It's unlikely readers will come just to peruse your story locations category exclusively. I would put all in-world posts in the same blog category and then tag them with more detail.
In Wordpress, categories have evolved into an organizational level that is "above" topics. Use different categories for posts that should never be sorted together, such as one category for all in-story elements, another category for historic research that links to other websites, and possibly a 3rd category for posts about being a writer or your personal journey of writing. Posts are dated and sorted chronologically, blog-style.
For information that is not timely or does not update with on-going developments, consider using nested pages as a kind of wiki. A top Wordpress Page can be a summary or pitch for the novel, with sub-pages for individual characters and locations. Each page could be a complete profile of 1 character, with page links to their close friends and the locations they visit. Information that is not updated with multiple posts should be static. Pages always appear in the menu so they are easy to access, and a Pages menu can be styled independently of the categorical blog.
As an example, you have 2 "entries" about 2 different characters. As Posts the creation dates are important, the default is for Wordpress to try to add this date to the URL of the post. The order in which the posts were written is just as important to sorting as the category itself – all "archive" feeds in WP will always sort in a chronological order (typically reverse chronological order so newest comes first).
In contrast, Pages do not sort by date. The 2 character entries are on "equal footing", it doesn't matter which was written first, they will always appear at the same hierarchy level.

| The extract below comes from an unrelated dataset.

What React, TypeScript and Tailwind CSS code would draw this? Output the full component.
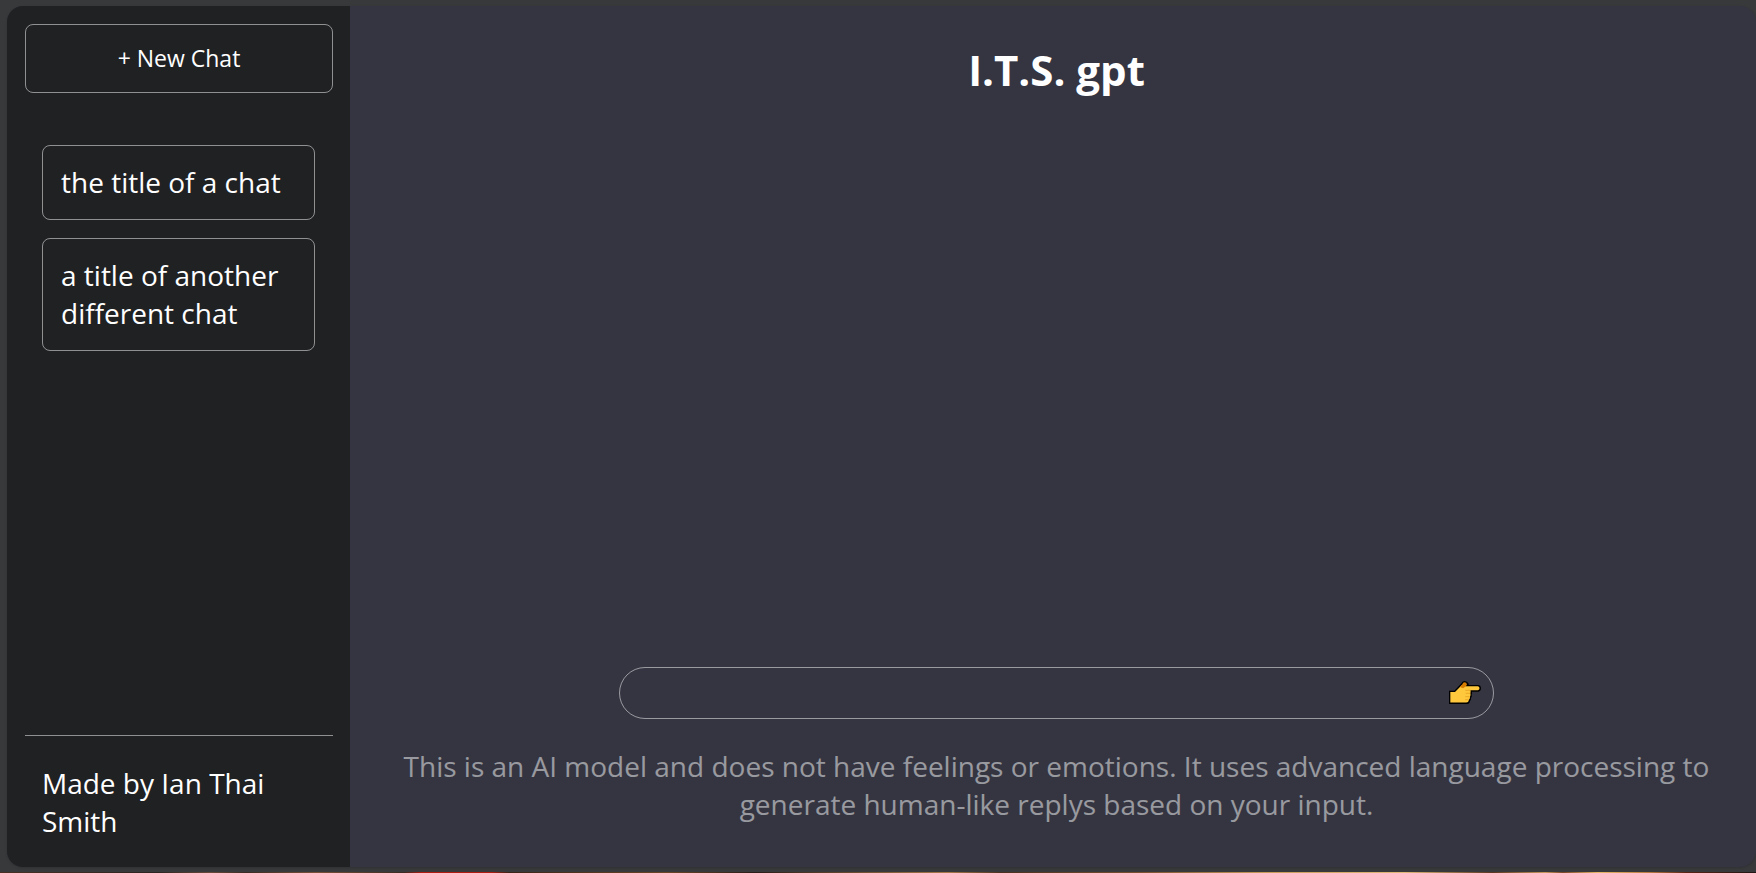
import React from "react";

const chats = ["the title of a chat", "a title of another different chat"];

function PointingHand() {
  return (
    <svg viewBox="88 90 96 72" className="h-6 w-8" aria-hidden="true">
      <path
        d="M88 119 H104 L124 98 Q128 90 134 90 Q143 90 147 98 L147 102 H175 Q184 103 184 112 Q184 121 176 122 H157 Q158 127 156 131 Q158 137 154 141 Q155 147 151 150 Q150 159 142 159 H88 Z"
        fill="#000"
      />
      <path
        d="M92 123 H106 L126 103 L140 106 H175 Q179.500 107 179.500 112 Q179.500 117 175 118 H152 Q154 122 152 127 Q154 132 151 137 Q152 142 148 146 Q147 154 140 154.500 H92 Z"
        fill="#ffc83d"
      />
      <path d="M121 108 L128 100 Q130 94 134.500 94 Q140 94.500 142 100 L139 106 L130 112 Z" fill="#d67d00" />
      <path d="M137 118 H153 M138 127 H152 M137 137 H150 M136 146 H147" fill="none" stroke="#e09a1a" strokeWidth="2" />
    </svg>
  );
}

export default function App() {
  return (
    <div className="flex h-screen flex-col bg-[#38393b] pt-1.5 pl-[7px] font-['Open_Sans','Noto_Sans',sans-serif] text-[28px] leading-[38px] text-white">
      <div className="flex min-h-0 flex-1 overflow-hidden rounded-2xl bg-[#343541] shadow">
        <aside className="flex w-[343px] shrink-0 flex-col justify-between bg-[#202123]">
          <button type="button" className="mt-[18px] mr-[17px] ml-[18px] h-[69px] rounded-lg border border-white/50 pb-0.5 text-[23px] leading-8">
            + New Chat
          </button>
          <ul className="mx-[35px] mt-[52px] flex flex-1 flex-col gap-[18px]">
            {chats.map((title) => (
              <li key={title}>
                <button type="button" className="block w-full rounded-lg border border-white/50 px-[18px] pt-[17px] pb-[18px] text-left">
                  {title}
                </button>
              </li>
            ))}
          </ul>
          <nav className="mr-[17px] ml-[18px] border-t border-white/50 px-[17px] pt-7 pb-[27px]">
            <p>Made by Ian Thai Smith</p>
          </nav>
        </aside>
        <main className="flex min-w-0 flex-1 flex-col items-center justify-between pl-[7px] text-center">
          <h1 className="mt-[35px] text-[42px] leading-[57px] font-bold">I.T.S. gpt</h1>
          <div className="flex w-full flex-col items-center">
            <form className="relative w-full max-w-[875px]" onSubmit={(event) => event.preventDefault()}>
              <input
                type="text"
                aria-label="Message"
                className="block h-[52px] w-full rounded-full border border-white/50 bg-transparent pr-14 pl-6 outline-none"
              />
              <button type="submit" aria-label="Send" className="absolute inset-y-0 right-[13px] flex items-center">
                <PointingHand />
              </button>
            </form>
            <p className="px-[18px] pt-7 pb-11 text-white/50">
              This is an AI model and does not have feelings or emotions. It uses advanced language processing to
              generate human-like replys based on your input.
            </p>
          </div>
        </main>
      </div>
      <div className="mt-[5px] -ml-[7px] h-px shrink-0 bg-[linear-gradient(90deg,#4a3024_0%,#2c2420_9%,#6a4a3a_12%,#3a2a22_14%,#7a5038_18%,#3a2a22_23%,#b01c10_24%,#b01c10_28%,#3a2418_29%,#6b4526_38%,#2a1c18_43%,#a87848_54%,#4a3020_57%,#7a5030_65%,#c89a58_72%,#e0b878_80%,#5a3420_85%,#c8985c_88%,#7a4426_89%,#e8b868_91%,#b87840_94%,#5a2414_96%,#201614_100%)]" />
    </div>
  );
}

In your example you ask about sorting various in-world story elements into separate categories. You can organize your blog this way, but that will compromise you in the long run – this is assuming you've started an "author blog" not strictly a "novel blog". You may have other novels, and you'll need to decide if you want all characters from all novels to sort together, or if you want to keep this information siloed to the individual stories.
You can still allow your blog to become "self-organizing" by using 1 default category for everything, until you have a situation where a topic needs to be siloed – such as "publishing news", or in-store appearances – from your story/writing topics. Use posts as a general blog, and migrate static information into pages.